I’m sorry I don’t have a more precise cite, but I read an article (probably in Cooks Illustrated) that alcohol does NOT fully cook off, even in stews. It’s obviously not enough to get anyone even tipsy unless maybe you ate the entire pot of stew, but I don’t know how sensitive Antabuse is.

I know that people in AA often don’t eat foods cooked with alcohol even if they think it has “cooked off” because it’s a potential first step onto a slippery slope.

Possession of hand sanitizer?

Never seen that prohibited in a court order.

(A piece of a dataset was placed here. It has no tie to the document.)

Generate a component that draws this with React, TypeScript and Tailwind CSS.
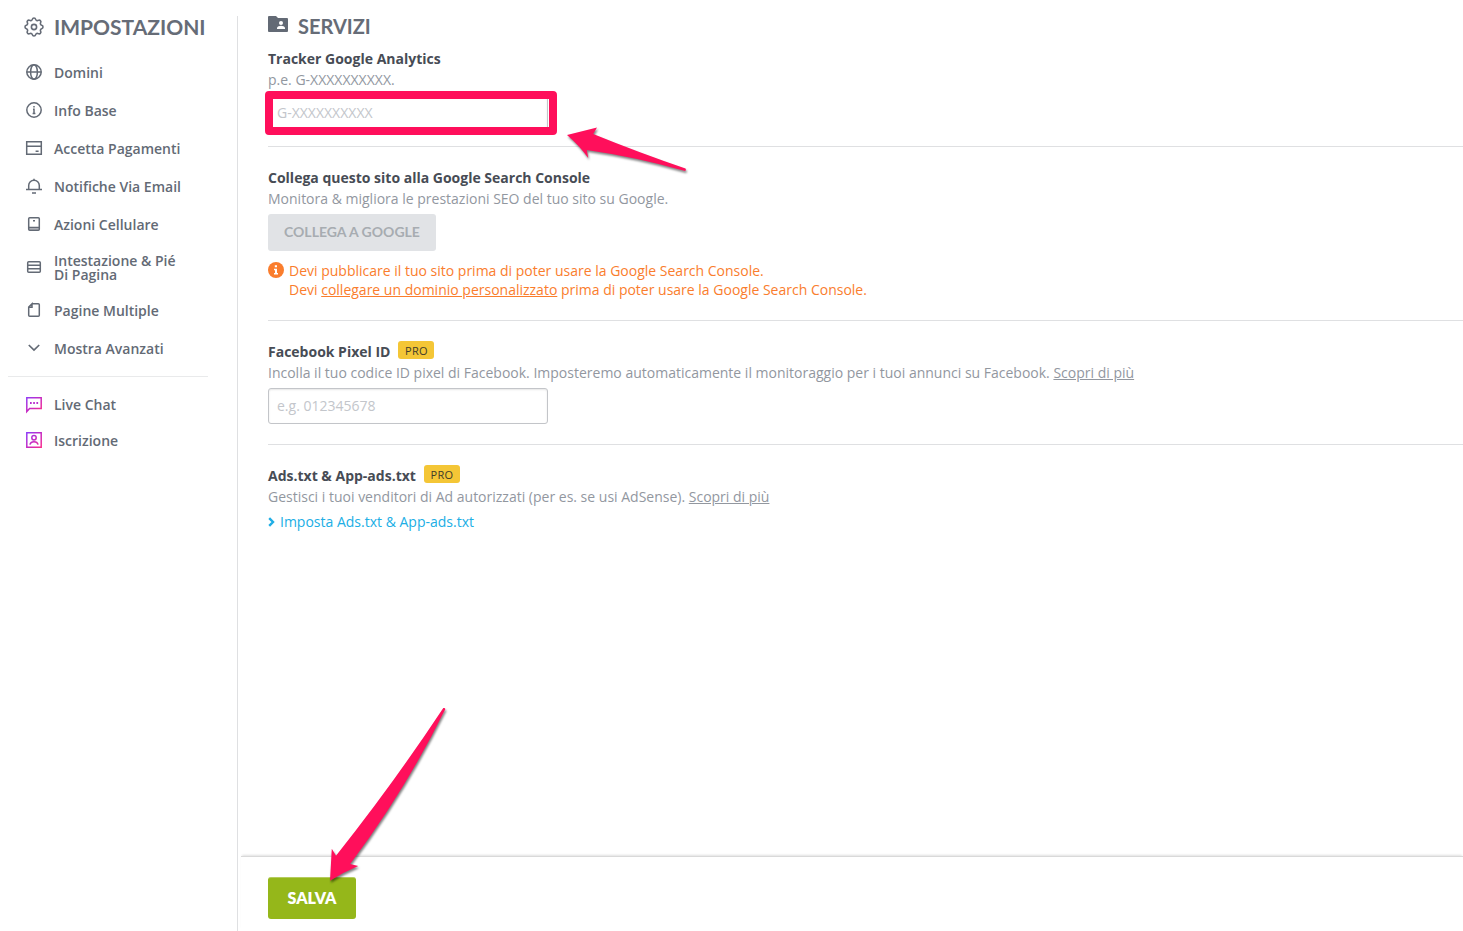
import React from 'react'

const FONT = "font-['Open_Sans','Noto_Sans',sans-serif]"
const HEADING = "font-['Lato','Open_Sans',sans-serif]"

interface IconProps {
  children: React.ReactNode
  stroke?: string
}

const Icon = ({ children, stroke = 'currentColor' }: IconProps) => (
  <svg viewBox="0 0 16 16" className="w-4 h-4 shrink-0 overflow-visible" fill="none" stroke={stroke} strokeWidth="1.5" aria-hidden="true">
    {children}
  </svg>
)

const GearIcon = () => (
  <svg viewBox="0 0 24 24" className="w-6 h-6 -mx-1 shrink-0" fill="none" stroke="currentColor" strokeWidth="1.6" strokeLinejoin="round" aria-hidden="true">
    <path d="M10.325 4.317c.426-1.756 2.924-1.756 3.35 0a1.724 1.724 0 002.573 1.066c1.543-.94 3.31.826 2.37 2.37a1.724 1.724 0 001.065 2.572c1.756.426 1.756 2.924 0 3.35a1.724 1.724 0 00-1.066 2.573c.94 1.543-.826 3.31-2.37 2.37a1.724 1.724 0 00-2.572 1.065c-.426 1.756-2.924 1.756-3.35 0a1.724 1.724 0 00-2.573-1.066c-1.543.94-3.31-.826-2.37-2.37a1.724 1.724 0 00-1.065-2.572c-1.756-.426-1.756-2.924 0-3.35a1.724 1.724 0 001.066-2.573c-.94-1.543.826-3.31 2.37-2.37.996.608 2.296.07 2.572-1.065z" />
    <circle cx="12" cy="12" r="2.6" />
  </svg>
)

const menu = [
  {
    label: 'Domini',
    icon: (
      <Icon>
        <circle cx="8" cy="8" r="7.2" />
        <ellipse cx="8" cy="8" rx="3.4" ry="7.2" />
        <path d="M.7 8h14.6" />
      </Icon>
    ),
  },
  {
    label: 'Info Base',
    icon: (
      <Icon>
        <circle cx="8" cy="8" r="7.2" />
        <path d="M8 4v1.6M7 7.2h1v4M6.6 11.4h2.8" />
      </Icon>
    ),
  },
  {
    label: 'Accetta Pagamenti',
    icon: (
      <Icon>
        <path d="M.7 1.7h14.6v12.6H.7zM.7 6.3h14.6M9.6 11.2h3" />
      </Icon>
    ),
  },
  {
    label: 'Notifiche Via Email',
    icon: (
      <Icon>
        <path d="M0 11.400h16M2.700 11.200V7.500a5.300 5.300 0 0 1 10.600 0v3.700M8 .8v1.600M6 14.900h4" />
      </Icon>
    ),
  },
  {
    label: 'Azioni Cellulare',
    icon: (
      <Icon>
        <rect x="2.7" y="1.7" width="10.6" height="12.6" rx="1" />
        <path d="M2.700 11.600h10.600M7 4.700h2" />
        <path d="M3 13h10" strokeOpacity=".5" />
      </Icon>
    ),
  },
  {
    label: 'Intestazione & Pié Di Pagina',
    icon: (
      <Icon>
        <rect x="1.7" y="2.7" width="12.6" height="10.6" rx="1" />
        <path d="M1.7 6.3h12.6M1.7 9.7h12.6" />
      </Icon>
    ),
  },
  {
    label: 'Pagine Multiple',
    icon: (
      <Icon>
        <path d="M6 1.700h6.300a1 1 0 0 1 1 1v10.600a1 1 0 0 1-1 1H3.700a1 1 0 0 1-1-1V5L6 1.700v3.600H2.700" />
      </Icon>
    ),
  },
  {
    label: 'Mostra Avanzati',
    icon: (
      <Icon>
        <path d="M2.800 5L8 10l5.200-5" strokeWidth="1.7" />
      </Icon>
    ),
  },
]

const help = [
  {
    label: 'Live Chat',
    icon: (
      <Icon stroke="url(#accent)">
        <path d="M.8 15.500V1.800h14.400v10.600H3.600z" />
        <path d="M4 7h1.700M7.200 7h1.700M10.400 7h1.700" strokeWidth="1.9" stroke="#b92fd0" />
      </Icon>
    ),
  },
  {
    label: 'Iscrizione',
    icon: (
      <Icon stroke="url(#accent)">
        <path d="M.8.8h14.4v14.4H.8z" />
        <circle cx="8" cy="5.8" r="2.2" />
        <path d="M3.900 12.600c.6-2.200 2.100-2.900 4.100-2.900s3.500.7 4.100 2.900" />
      </Icon>
    ),
  },
]

const ProBadge = () => (
  <span className="ml-2 inline-flex h-[18px] w-9 items-center justify-center rounded-[3px] bg-[#f4c636] text-[11px] font-medium tracking-wide text-[#3f3b2a]">PRO</span>
)

const Title = ({ children }: { children: React.ReactNode }) => (
  <h2 className="flex h-[21px] items-start whitespace-nowrap font-bold leading-[21px] text-[#474c55]">{children}</h2>
)

const inputClass =
  'block h-9 w-[280px] rounded-[3px] border border-[#c3c5c9] bg-white px-2 pb-[2px] text-sm text-[#5f6672] shadow-[inset_0_1px_2px_rgba(0,0,0,0.1)] outline-none placeholder:text-[#c3c6cb]'

const Sidebar = () => (
  <aside className="mt-4 w-[238px] shrink-0 border-r border-[#dfe0e2] pl-2 text-[#636a75]">
    <h1 className={`flex h-[22px] items-center gap-3 pl-[18px] text-[21px] font-bold text-[#666c77] ${HEADING}`}>
      <GearIcon />
      IMPOSTAZIONI
    </h1>
    <nav className="mt-[15px] w-[200px] font-semibold leading-[14px]">
      {menu.map(item => (
        <a key={item.label} href="#" className="flex min-h-[38px] items-center gap-3 py-[9px] pl-[18px] pr-6">
          {item.icon}
          <span className="pt-[2px]">{item.label}</span>
        </a>
      ))}
      <hr className="my-[9px] border-[#e9eaeb]" />
      {help.map(item => (
        <a key={item.label} href="#" className="flex h-9 items-center gap-3 pl-[18px]">
          {item.icon}
          <span className="pt-[2px]">{item.label}</span>
        </a>
      ))}
    </nav>
  </aside>
)

const App = () => (
  <div className={`flex min-h-screen bg-white text-sm text-[#92979f] ${FONT}`}>
    <svg className="absolute h-0 w-0" aria-hidden="true">
      <defs>
        <linearGradient id="accent" gradientUnits="userSpaceOnUse" x1="0" y1="0" x2="16" y2="16">
          <stop offset="0" stopColor="#8a3ffc" />
          <stop offset="0.5" stopColor="#c42bc4" />
          <stop offset="1" stopColor="#ff2e88" />
        </linearGradient>
      </defs>
    </svg>

    <Sidebar />

    <main className="flex min-w-0 flex-1 flex-col pt-4">
      <div className="flex-1 pl-[30px]">
        <h1 className={`flex h-5 items-center gap-[10px] text-xl font-bold text-[#666c77] ${HEADING}`}>
          <svg viewBox="0 0 20 16" className="mb-1 h-4 w-5" aria-hidden="true">
            <path fill="#636a75" d="M1 0h7l2 2h9a1 1 0 0 1 1 1v12a1 1 0 0 1-1 1H1a1 1 0 0 1-1-1V1a1 1 0 0 1 1-1z" />
            <circle cx="13" cy="7" r="2" fill="#fff" />
            <path fill="#fff" d="M9 13v-1c0-1.400 2.600-2.200 4-2.200s4 .8 4 2.200v1z" />
          </svg>
          SERVIZI
        </h1>

        <section className="mt-3 border-b border-[#dfe0e2] pb-[15px]">
          <Title>
            <label htmlFor="ga">Tracker Google Analytics</label>
          </Title>
          <p className="leading-[21px]">p.e. G-XXXXXXXXXX.</p>
          <div className="relative mt-[5px] w-[280px]">
            <input id="ga" type="text" placeholder="G-XXXXXXXXXX" className={inputClass} />
            <div className="pointer-events-none absolute -left-[3px] -right-[9px] -top-1 -bottom-1 rounded-[4px] border-8 border-[#ff0f5b]" />
            <svg viewBox="0 0 124 50" className="pointer-events-none absolute left-[298px] top-[31px] h-[50px] w-[124px] overflow-visible drop-shadow-[1px_2px_1px_rgba(0,0,0,0.5)]" aria-hidden="true">
              <path fill="#ff0f5b" d="M1 9L31 1.600 27.200 8Q74 27 119.500 42.500q1 2-.5 2.500Q70 31 20.800 24l1.400 8Q13 19 1 9z" />
            </svg>
          </div>
        </section>

        <section className="border-b border-[#dfe0e2] py-5">
          <Title>Collega questo sito alla Google Search Console</Title>
          <p className="leading-[21px]">Monitora &amp; migliora le prestazioni SEO del tuo sito su Google.</p>
          <button type="button" disabled className={`mt-[5px] block h-[37px] rounded-[3px] bg-[#e1e3e6] px-4 pb-[2px] text-sm font-bold text-[#a7acb1] ${HEADING}`}>
            COLLEGA A GOOGLE
          </button>
          <div className="mt-[10px] flex gap-[5px] pb-px leading-[19px] text-[#fa7d2d]">
            <svg viewBox="0 0 16 16" className="mt-px h-4 w-4 shrink-0" aria-hidden="true">
              <circle cx="8" cy="8" r="8" fill="currentColor" />
              <path fill="#fff" d="M6.800 3.200h2.200v2.100H6.800zM6 6.700h3v4.200h1v1.500H6v-1.500h1V8.200H6z" />
            </svg>
            <p>
              Devi pubblicare il tuo sito prima di poter usare la Google Search Console.
              <br />
              Devi <a href="#" className="underline">collegare un dominio personalizzato</a> prima di poter usare la Google Search Console.
            </p>
          </div>
        </section>

        <section className="border-b border-[#dfe0e2] py-5">
          <Title>
            <label htmlFor="pixel">Facebook Pixel ID</label>
            <ProBadge />
          </Title>
          <p className="leading-[21px]">
            Incolla il tuo codice ID pixel di Facebook. Imposteremo automaticamente il monitoraggio per i tuoi annunci su Facebook.{' '}
            <a href="#" className="underline">Scopri di più</a>
          </p>
          <input id="pixel" type="text" placeholder="e.g. 012345678" className={`mt-[5px] ${inputClass}`} />
        </section>

        <section className="py-5">
          <Title>
            Ads.txt &amp; App-ads.txt
            <ProBadge />
          </Title>
          <p className="leading-[21px]">
            Gestisci i tuoi venditori di Ad autorizzati (per es. se usi AdSense).{' '}
            <a href="#" className="underline">Scopri di più</a>
          </p>
          <a href="#" className="mt-[5px] inline-flex items-center gap-[5px] text-[#20aee5]">
            <svg viewBox="0 0 7 10" className="h-[10px] w-[7px]" fill="none" stroke="currentColor" strokeWidth="2.4" aria-hidden="true">
              <path d="M1.200 1.200L5 5 1.200 8.800" />
            </svg>
            Imposta Ads.txt &amp; App-ads.txt
          </a>
        </section>
      </div>

      <footer className="ml-[3px] border-t border-[#d9d9d9] pb-3 pl-[27px] pt-5 shadow-[0_-2px_2px_-1px_rgba(0,0,0,0.12)]">
        <div className="relative w-[88px]">
          <button type="button" className={`block h-[42px] w-full rounded-[3px] bg-[#95b71a] text-base font-extrabold text-white shadow-[inset_0_2px_0_-1px_rgba(255,255,255,0.3)] ${HEADING}`}>
            SALVA
          </button>
          <svg viewBox="0 0 120 180" className="pointer-events-none absolute bottom-[32px] left-[60px] h-[180px] w-[120px] overflow-visible drop-shadow-[1px_2px_1px_rgba(0,0,0,0.5)]" aria-hidden="true">
            <path fill="#ff0f5b" d="M2 173.700L3.800 141.700l4.200 7Q65 77 115.300 1q2-.5 2 1.300Q77 84 22.200 157l8 2Q16 165 2 173.700z" />
          </svg>
        </div>
      </footer>
    </main>
  </div>
)

export default App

You are correct. Unless you cook it bone dry there will always be some alcohol left.

Here’s some cites:

https://www.eatthis.com/does-alcohol-cook-out/
https://www.oasas.ny.gov/admed/fyi/fyi-cooking.cfm
And a pdf from USDA:
https://www.nal.usda.gov/sites/default/files/fnic_uploads/Alcohol-Retention.pdf
concludes that 4-85% of the alcohol is retained after cooking.